QUESTION: You see that happening –

SECRETARY CLINTON: I do. Well –

QUESTION: How quickly.

SECRETARY CLINTON: Well, I mean –

QUESTION: Years.

SECRETARY CLINTON: It’s – it takes years. This is not something that can be done quickly. You have to get a plan, because you don’t want to just be running around like headless chickens. You want to plan it and execute on that plan. But I had a very good, long discussion with President Preval, with the prime minister and others, and we are prepared to work with them to achieve the goals they have for themselves. We’re here at the invitation of the Haitian Government, and we have lot of ideas but they’re the ones at the end of the day who have to bear responsibility.

QUESTION: And it is a functioning government, as far as the U.S. is concerned.

SECRETARY CLINTON: Well, it’s doing the best it can. I mean, if you’re parliament, then you’re executive branch – I mean, it would be like the White House was damaged, the Congress was damaged, a lot of ministers haven’t been accounted for. We don’t really know where a lot of them are, but we have a president, we have a prime minister, and they’re working as hard as they can. And we’re going to give them all the support they need.

QUESTION: Just finally, I know you have such a personal connection here. Does it sadden you that you weren’t able to anywhere but the airport today, that you weren’t able to go see it and touch and feel it?

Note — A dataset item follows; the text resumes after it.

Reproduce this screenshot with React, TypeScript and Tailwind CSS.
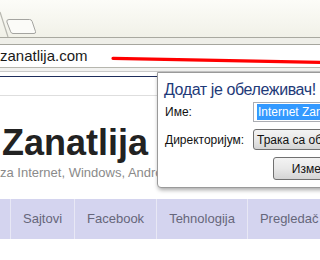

SECRETARY CLINTON: Not today, and I’ll tell you why. Because I have really not wanted to disrupt anything going on. Unfortunately, when I move, there’s a big caravan.

QUESTION: They do have to shut down the airspace here for you –

SECRETARY CLINTON: Yeah. Yeah. Well, they shouldn’t have. They – that was – we were circling. In fact, no airspace was shut down, no roads were shut down because of my visit, and I made that very clear. So that’s why we’re not getting off of the airport on this visit. But certainly, I feel like I’ve been well briefed and my team is going to continue to follow up and people will be coming back and seeing for themselves and evaluating our efforts as we go forward.

QUESTION: Thanks, Madame Secretary. Take care.